- _The task_:
Within the listing below, locate all lines containing the word "that". Copy each one.

** start of Dataset entries **

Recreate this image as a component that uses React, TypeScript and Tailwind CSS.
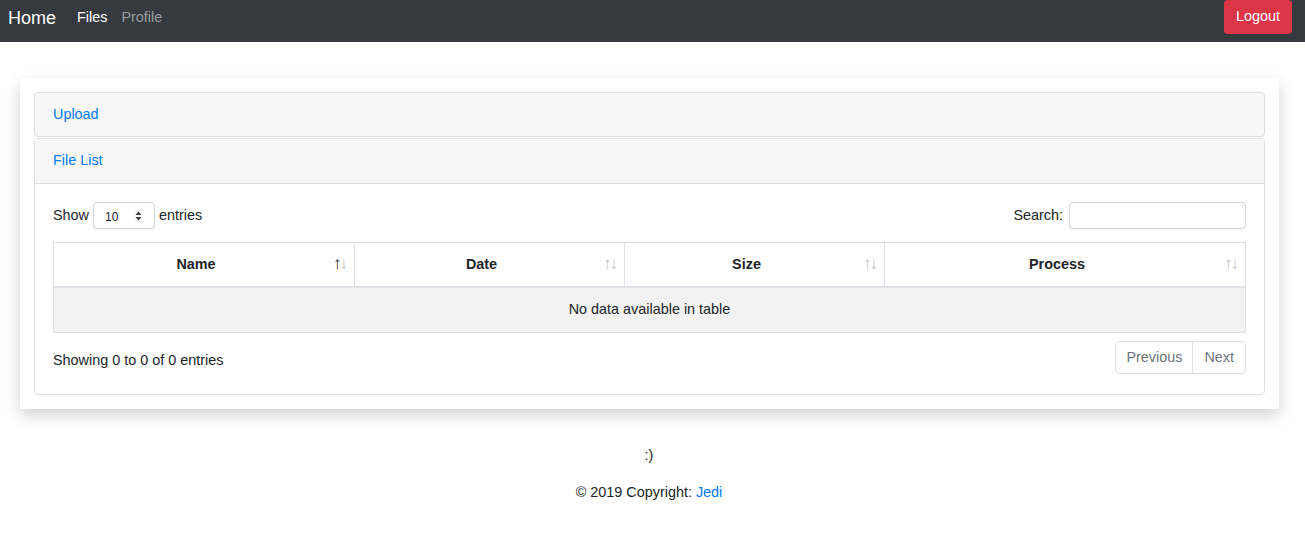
export default function App() {
  const cols = [
    { name: "Name", w: "w-[300px]", sorted: true },
    { name: "Date", w: "w-[270px]", sorted: false },
    { name: "Size", w: "w-[260px]", sorted: false },
    { name: "Process", w: "flex-1", sorted: false },
  ];

  return (
    <div className="min-h-[539px] bg-white text-[#212529] text-[14.4px] font-['Liberation_Sans',Arial,sans-serif]">
      {/* Navbar */}
      <nav className="h-[42px] bg-[#343a40] flex items-start justify-between pl-[8px] pr-[13px]">
        <div className="flex items-center h-[34px] mt-[1px]">
          <span className="text-[18px] text-white mr-[14px]">Home</span>
          <a className="px-[7px] text-white">Files</a>
          <a className="px-[7px] text-[#9a9da0]">Profile</a>
        </div>
        <button className="h-[34px] w-[68px] bg-[#dc3545] text-white rounded-[4px] text-[14.4px]">
          Logout
        </button>
      </nav>

      {/* Main card */}
      <div className="mt-[36px] ml-[20px] w-[1259px] bg-white p-[14px] shadow-[0_6px_14px_rgba(0,0,0,0.18)]">
        <div className="border border-[#dfdfdf] rounded-[4px] bg-[#f7f7f7] h-[45px] px-[18px] flex items-center text-[#007bff]">
          Upload
        </div>
        <div className="mt-[1px] border border-[#dfdfdf] rounded-[4px]">
          <div className="h-[45px] bg-[#f7f7f7] border-b border-[#dfdfdf] px-[18px] flex items-center text-[#007bff]">
            File List
          </div>
          <div className="px-[18px] pt-[18px] pb-[20px]">
            <div className="flex items-center justify-between h-[27px]">
              <div className="flex items-center gap-[4px]">
                <span>Show</span>
                <div className="w-[62px] h-[27px] border border-[#ced4da] rounded-[4px] flex items-center justify-between pl-[11px] pr-[12px] text-[12px]">
                  <span className="mt-[2px]">10</span>
                  <svg width="7" height="10" viewBox="0 0 7 10">
                    <path d="M3.5 0.5 L6.5 4 L0.5 4 Z M0.5 6 L6.5 6 L3.5 9.5 Z" fill="#343a40" />
                  </svg>
                </div>
                <span>entries</span>
              </div>
              <div className="flex items-center gap-[6px]">
                <span>Search:</span>
                <div className="w-[177px] h-[27px] border border-[#ced4da] rounded-[4px] bg-white" />
              </div>
            </div>

            {/* Table */}
            <div className="mt-[13px] border border-[#dee2e6]">
              <div className="flex h-[45px] border-b-2 border-[#dee2e6]">
                {cols.map((c, i) => (
                  <div
                    key={c.name}
                    className={`${c.w} relative flex items-center justify-center font-bold pr-[16px] ${i > 0 ? "border-l border-[#dee2e6]" : ""}`}
                  >
                    {c.name}
                    <span className="absolute right-[8px] top-[12px] text-[17px] leading-none tracking-[-2px] font-normal">
                      <span className={c.sorted ? "opacity-100" : "opacity-30"}>↑</span>
                      <span className="opacity-30">↓</span>
                    </span>
                  </div>
                ))}
              </div>
              <div className="h-[44px] bg-[#f2f2f2] flex items-center justify-center">
                No data available in table
              </div>
            </div>

            <div className="mt-[8px] flex items-center justify-between">
              <span className="mt-[6px]">Showing 0 to 0 of 0 entries</span>
              <div className="flex h-[33px] border border-[#dee2e6] rounded-[4px] text-[#6c757d]">
                <span className="px-[10px] flex items-center border-r border-[#dee2e6]">Previous</span>
                <span className="px-[11px] flex items-center">Next</span>
              </div>
            </div>
          </div>
        </div>
      </div>

      {/* Footer */}
      <div className="mt-[36px] pr-[7px] text-center">
        <div>:)</div>
        <div className="mt-[15px]">
          © 2019 Copyright: <span className="text-[#007bff]">Jedi</span>
        </div>
      </div>
    </div>
  );
}
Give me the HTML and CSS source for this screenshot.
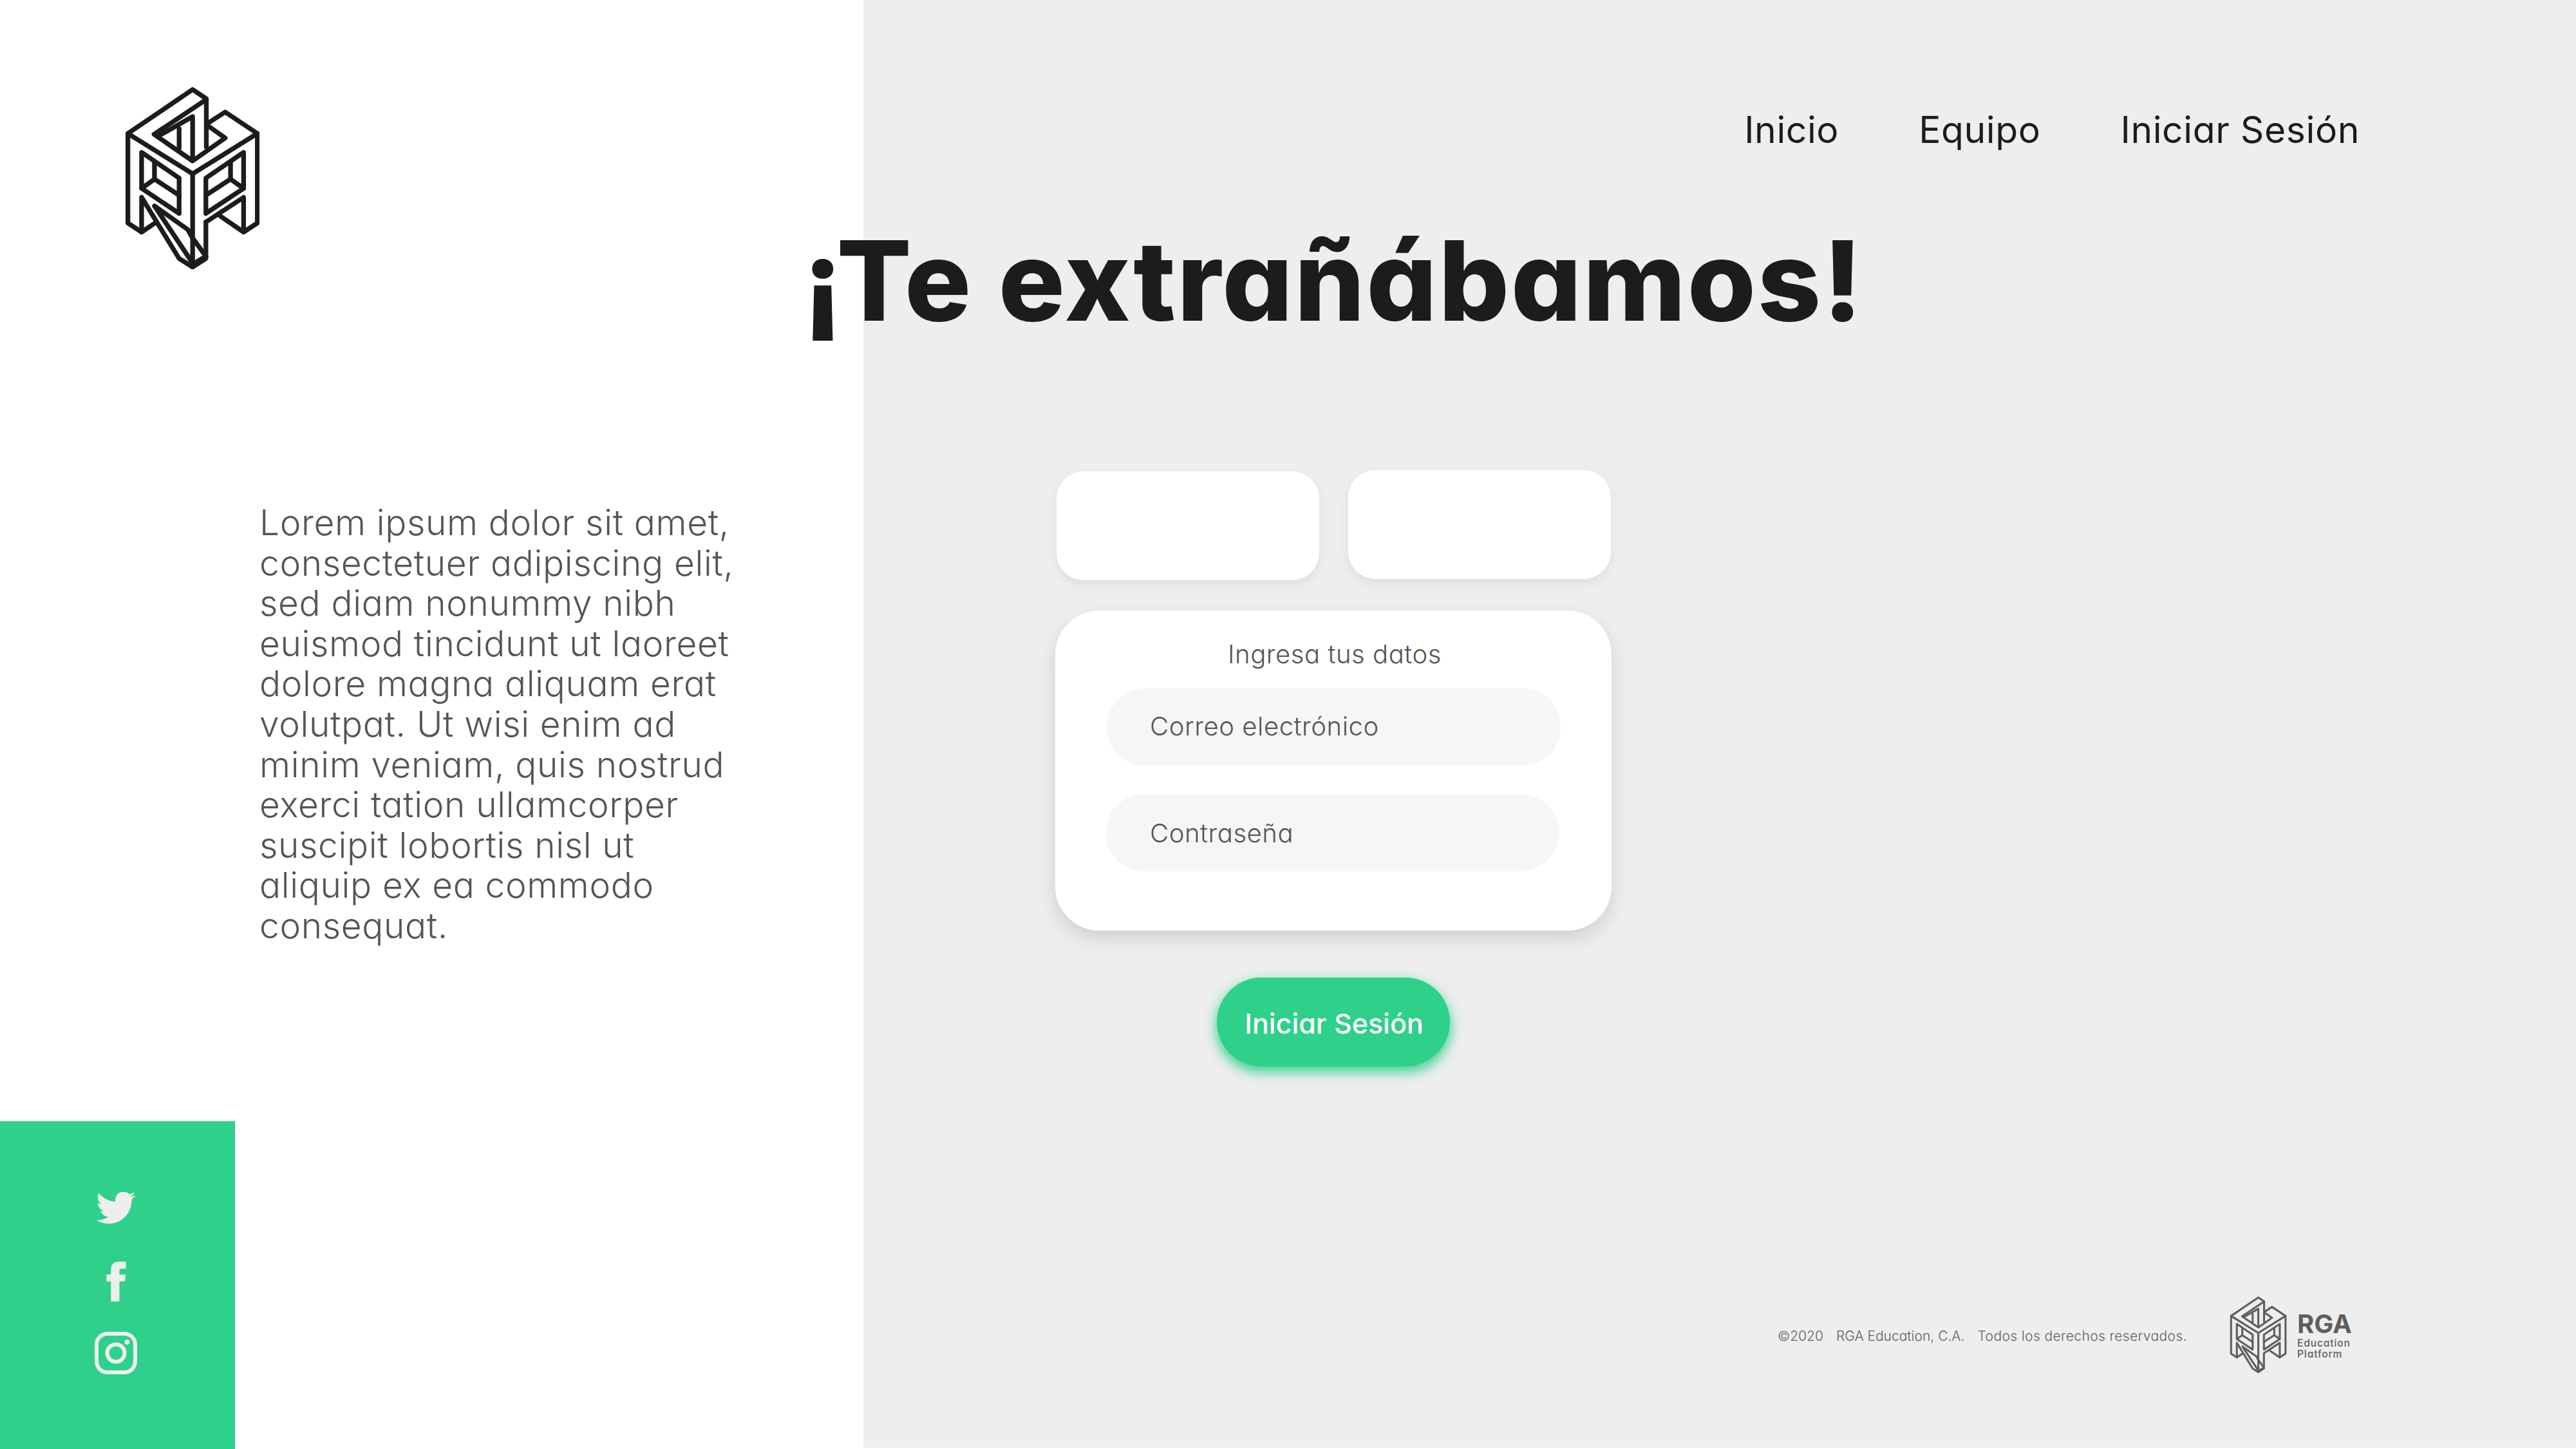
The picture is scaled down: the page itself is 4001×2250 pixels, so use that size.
FILE: index.html
```html
<!DOCTYPE html>
<html lang="es">
<head>
<meta charset="utf-8">
<title>RGA Education</title>
<link rel="stylesheet" href="styles.css">
</head>
<body>
<svg class="defs" width="0" height="0" aria-hidden="true">
  <symbol id="rga" viewBox="135 105 625 850">
    <g fill="none" stroke="currentColor" stroke-width="22" stroke-linejoin="round" stroke-linecap="round">
      <path d="M275 738 L210 782 L146 740 V322 L448 117 L512 160 V385"/>
      <path d="M525 270 L600 222 L750 322 V740 L686 782 L578 708"/>
      <path d="M146 322 L448 510 L750 322"/>
      <path d="M448 510 V945"/>
      <path d="M505 168 L268 326 L448 450 L600 343 L525 290"/>
      <path d="M295 330 L448 243 V445"/>
      <path d="M385 300 V392"/>
      <path d="M210 410 L385 530 V695 L210 578 Z"/>
      <path d="M270 455 V530 M210 578 L270 535 L385 610"/>
      <path d="M686 410 L510 530 V695 L686 578 Z"/>
      <path d="M625 455 V530 M686 578 L625 535 L510 610"/>
      <path d="M510 735 V905 L448 945 L385 905 L210 620 V782"/>
      <path d="M510 735 L686 620 V782"/>
      <path d="M270 660 L425 770 L448 810 M270 660 L440 915"/>
      <path d="M448 810 L510 895 L448 932"/>
    </g>
  </symbol>
</svg>
<main class="page">
  <aside class="side">
    <svg class="logo"><use href="#rga"/></svg>
    <p class="intro">Lorem ipsum dolor sit amet,<br>consectetuer adipiscing elit,<br>sed diam nonummy nibh<br>euismod tincidunt ut laoreet<br>dolore magna aliquam erat<br>volutpat. Ut wisi enim ad<br>minim veniam, quis nostrud<br>exerci tation ullamcorper<br>suscipit lobortis nisl ut<br>aliquip ex ea commodo<br>consequat.</p>
    <div class="social">
      <svg class="ico-tw" viewBox="0 2.500 24 20"><path d="M23.953 4.570a10 10 0 0 1-2.825.775 4.958 4.958 0 0 0 2.163-2.723c-.951.555-2.005.959-3.127 1.184a4.920 4.920 0 0 0-8.384 4.482C7.690 8.095 4.067 6.130 1.640 3.162a4.822 4.822 0 0 0-.666 2.475c0 1.710.870 3.213 2.188 4.096a4.904 4.904 0 0 1-2.228-.616v.060a4.923 4.923 0 0 0 3.946 4.827 4.996 4.996 0 0 1-2.212.085 4.936 4.936 0 0 0 4.604 3.417 9.867 9.867 0 0 1-6.102 2.105c-.390 0-.779-.023-1.170-.067a13.995 13.995 0 0 0 7.557 2.209c9.053 0 13.998-7.496 13.998-13.985 0-.210 0-.420-.015-.630A9.935 9.935 0 0 0 24 4.590z"/></svg>
      <svg class="ico-fb" viewBox="495 707 92 188"><path d="M516 895V800H495V768H516V745C516 720 530 707 555 707H587V740H565C558 740 556 743 556 750V768H585L582 800H556V895Z"/></svg>
      <svg class="ico-ig" viewBox="0 0 66 66"><rect x="3" y="3" width="60" height="60" rx="17" class="ig-line"/><circle cx="33" cy="33" r="13.500" class="ig-line"/><circle cx="50.500" cy="16" r="4"/></svg>
    </div>
  </aside>
  <section class="main">
    <nav class="nav">
      <a>Inicio</a>
      <a>Equipo</a>
      <a>Iniciar Sesión</a>
    </nav>
    <h1 class="title">¡Te extrañábamos!</h1>
    <div class="form">
      <div class="tabs">
        <div class="tab tab-a"></div>
        <div class="tab tab-b"></div>
      </div>
      <div class="card">
        <p class="card-title">Ingresa tus datos</p>
        <div class="field field-a">Correo electrónico</div>
        <div class="field field-b">Contraseña</div>
      </div>
      <button class="submit">Iniciar Sesión</button>
    </div>
    <footer class="foot">
      <span class="legal"><span>©2020</span><span>RGA Education, C.A.</span><span class="legal-rights">Todos los derechos reservados.</span></span>
      <svg class="foot-logo"><use href="#rga"/></svg>
      <div class="brand"><b>RGA</b><span>Education<br>Platform</span></div>
    </footer>
  </section>
</main>
</body>
</html>
```
FILE: styles.css
```css
* { box-sizing: border-box; }
html, body { margin: 0; padding: 0; }
body { font-family: Inter, "Liberation Sans", sans-serif; font-feature-settings: "cv11"; color: #1c1c1c; background: #fff; }
.defs { position: absolute; }
.page { display: flex; width: 4001px; height: 2250px; overflow: hidden; align-items: flex-start; }

.side { width: 1341px; height: 2250px; flex: none; display: flex; flex-direction: column; background: #fff; padding-top: 135px; }
.logo { width: 208px; height: 283px; margin-left: 195px; color: #1c1c1c; flex: none; }
.intro { margin: 362px 0 0 403px; font-size: 55px; line-height: 62.6px; font-weight: 280; color: #555; letter-spacing: 0.65px; white-space: nowrap; }
.social { margin-top: auto; width: 365px; height: 509px; background: #2ed08a; display: flex; flex-direction: column; align-items: center; padding: 110px 5px 0 0; color: #eee; fill: #eee; }
.ico-tw { width: 62px; height: 51px; }
.ico-fb { width: 31px; height: 62px; margin-top: 57px; }
.ico-ig { width: 66px; height: 66px; margin-top: 47px; }
.ig-line { fill: none; stroke: #eee; stroke-width: 6; }

.main { flex: 1; height: 2248px; background: #eee; display: flex; flex-direction: column; position: relative; }
.nav { display: flex; justify-content: flex-end; gap: 124px; padding: 160px 336px 0 0; font-size: 57px; line-height: 84px; font-weight: 420; color: #1c1c1c; letter-spacing: 0.6px; }
.title { margin: 91px 0 0 -94px; font-size: 172px; line-height: 200px; font-weight: 800; white-space: nowrap; color: #1c1c1c; letter-spacing: 2.500px; }

.form { margin: 195px 0 0 298px; width: 864px; display: flex; flex-direction: column; }
.tabs { display: flex; justify-content: space-between; align-items: flex-start; padding: 0 1px 0 2px; }
.tab { width: 408px; height: 169px; background: #fff; border-radius: 42px; box-shadow: 0 6px 16px rgba(0,0,0,.07); }
.tab-a { margin-top: 2px; }
.card { margin-top: 47px; height: 497px; background: #fff; border-radius: 68px; box-shadow: 0 12px 28px rgba(0,0,0,.13); padding-top: 38px; display: flex; flex-direction: column; font-weight: 280; color: #555; letter-spacing: 0.55px; }
.card-title { margin: 0; text-align: center; font-size: 40px; line-height: 60px; padding-left: 4px; }
.field { width: 705px; height: 120px; border-radius: 60px; background: #f6f6f6; display: flex; align-items: center; font-size: 40px; }
.field-a { margin: 23px 0 0 80px; padding: 0 0 4px 67px; }
.field-b { margin: 44px 0 0 78px; padding-left: 69px; }
.submit { align-self: center; margin-top: 73px; width: 362px; height: 138px; border: 0; border-radius: 69px; background: #2ed08a; color: #fff; font: 500 43px Inter, sans-serif; font-feature-settings: "cv11"; box-shadow: 0 8px 18px 2px rgba(46,208,138,.85); padding: 3px 0 0 2px; }

.foot { position: absolute; left: 1420px; right: 0; top: 2013px; display: flex; align-items: center; color: #5e5e5e; }
.legal { display: flex; gap: 20px; font-size: 21px; font-weight: 300; width: 702px; flex: none; white-space: nowrap; padding-top: 4px; }
.legal-rights { letter-spacing: 0.4px; }
.foot-logo { width: 89px; height: 119px; color: #5e5e5e; flex: none; }
.brand { margin-left: 16px; display: flex; flex-direction: column; font-weight: 500; font-size: 15.500px; line-height: 17px; letter-spacing: 0.9px; }
.brand b { font-size: 40px; line-height: 42px; font-weight: 700; letter-spacing: 0; }
```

** end of Dataset entries **

- _Task solution_:
Recreate this image as a component that uses React, TypeScript and Tailwind CSS.
The picture is scaled down: the page itself is 4001×2250 pixels, so use that size.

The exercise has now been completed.